Hendrix's riff is not the staccato work that is beloved by heavy metallers, but one that utilizes the qualities made possible by his cranked-up amps to create a delightfully rippling and continuous sound. Furthermore, Hendrix enriches even that unusually exotic palette by throwing in the occasional flourish, the bright, trebly, solid-bodied sonic qualities of which are a deliciously startling contrast to those of that thin, growling lick.
An additional contrast to the type of heavy metal with which Hendrix's music is, ludicrously, so often associated is the sweetness of his manner and sentiments. "Foxy Lady" is without doubt a song about sex. Decades of rock singers' braggadocio has made us automatically assume that speaking or singing about sex equates with boastfulness or oppressiveness. To celebrate the pleasures of intercourse is a perfectly natural human desire, for both men and women. "Foxy Lady" does precisely and merely that-and when Hendrix sings "I'm coming to git ya," he is being playful, not predatory.
The absence of "Wild Thing" on his debut album might very well be explained by this opening track. Surely, "Foxy Lady" is Hendrix's rewriting of that Chip Taylor classic. Though there is no direct plagiarism, the common attributes of the two songs are so significant as to seem to rule out coincidence. "Wild Thing" and "Foxy Lady" are both compositions with a great blaring dirty riff , a stop-start structure, and an unashamedly horny ambience.
Manic Depression
"Manic Depression" is the finest example of the excellence of the Experience as a group and the ultimate proof of the idiocy of the opinions of the likes of Nik Cohn. On "Manic Depression," all three members of the Jimi Hendrix Experience are operating as equals. Hendrix's playing is of the elevated nature one takes for granted with him, but the rhythm section is on fire. Mitchell's drums are heart-stopping in both their thunder and their relentlessness. Redding's playing, meanwhile, is sublime: when Hendrix pauses each time before singing the line about what manic depression is doing to him (effectively the chorus of the song), Redding shatters the silence with brawny, climbing basslines that are utterly fabulous.

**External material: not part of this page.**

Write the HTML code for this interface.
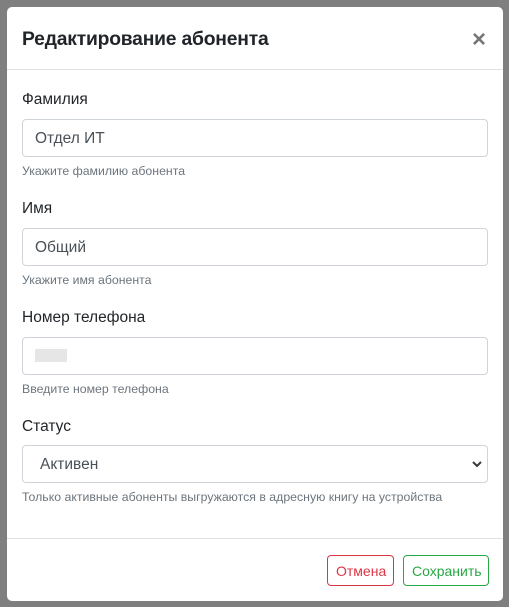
<!DOCTYPE html><html><head><meta charset="utf-8"><style>
body{margin:0;width:509px;height:607px;background:#7f7f7f;font-family:"Liberation Sans","DejaVu Sans",sans-serif;position:relative;overflow:hidden}
.m{position:absolute;left:7px;top:7px;width:496px;height:594px;background:#fff;border-radius:5px}
.h{height:62px;border-bottom:1px solid #dee2e6;position:relative}
.h h5{margin:0;position:absolute;left:15px;top:22px;font-size:19.3px;font-weight:bold;color:#212529;letter-spacing:-0.2px}
.x{position:absolute;right:17px;top:19px;font-size:24px;font-weight:bold;color:#777}
.lbl{position:absolute;left:15px;font-size:15.5px;color:#212529}
.in{position:absolute;left:15px;width:466px;height:38px;border:1px solid #ced4da;border-radius:4px;font-size:15.5px;color:#495057;box-sizing:border-box;padding:10px 12px}
.hp{position:absolute;left:15px;font-size:12.3px;color:#6c757d}
.f{position:absolute;left:0;right:0;top:531px;border-top:1px solid #dee2e6}
.b{position:absolute;top:548px;height:31px;box-sizing:border-box;border:1px solid;border-radius:4px;font-size:14px;padding:7px 8px}
</style></head><body>
<div class="m">
<div class="h"><h5>Редактирование абонента</h5><div class="x">×</div></div>
<div class="lbl" style="top:84px">Фамилия</div>
<div class="in" style="top:112px">Отдел ИТ</div>
<div class="hp" style="top:157px">Укажите фамилию абонента</div>
<div class="lbl" style="top:193px">Имя</div>
<div class="in" style="top:221px">Общий</div>
<div class="hp" style="top:266px">Укажите имя абонента</div>
<div class="lbl" style="top:302px">Номер телефона</div>
<div class="in" style="top:330px"><div style="width:32px;height:13px;background:#e6e6e6;margin-top:1px"></div></div>
<div class="hp" style="top:375px">Введите номер телефона</div>
<div class="lbl" style="top:411px">Статус</div>
<div class="in" style="top:438px;padding-left:17px">Активен<svg style="position:absolute;right:5px;top:15px" width="10" height="7" viewBox="0 0 10 7"><path d="M1 1l4 4 4-4" fill="none" stroke="#343a40" stroke-width="2"/></svg></div>
<div class="hp" style="top:483px">Только активные абоненты выгружаются в адресную книгу на устройства</div>
<div class="f"></div>
<div class="b" style="left:320px;width:67px;color:#dc3545;border-color:#dc3545">Отмена</div>
<div class="b" style="left:396px;width:86px;color:#28a745;border-color:#28a745">Сохранить</div>
</div>
</body></html>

Those who thought "Purple Haze" was pushing the envelope in terms of volume, distortion, and sheer musical belligerence must have been astounded that, on this track, not only was the Experience able to go further in all of those areas, but actually went considerably further. "Manic Depression" is brutally aggressive and colossally loud. It never lets up in its determination to make as much noise as possible' even those pauses before the title refrain vocal line are splintered by an unyielding Redding. Nothing-not the Velvet Underground's clangorous experimentation on its first album (released a couple of months before the release of Are You Experienced), not Dave Davies's amp-shredding performance on "You Really Cot Me" in 1964 - had ever sounded this extreme before.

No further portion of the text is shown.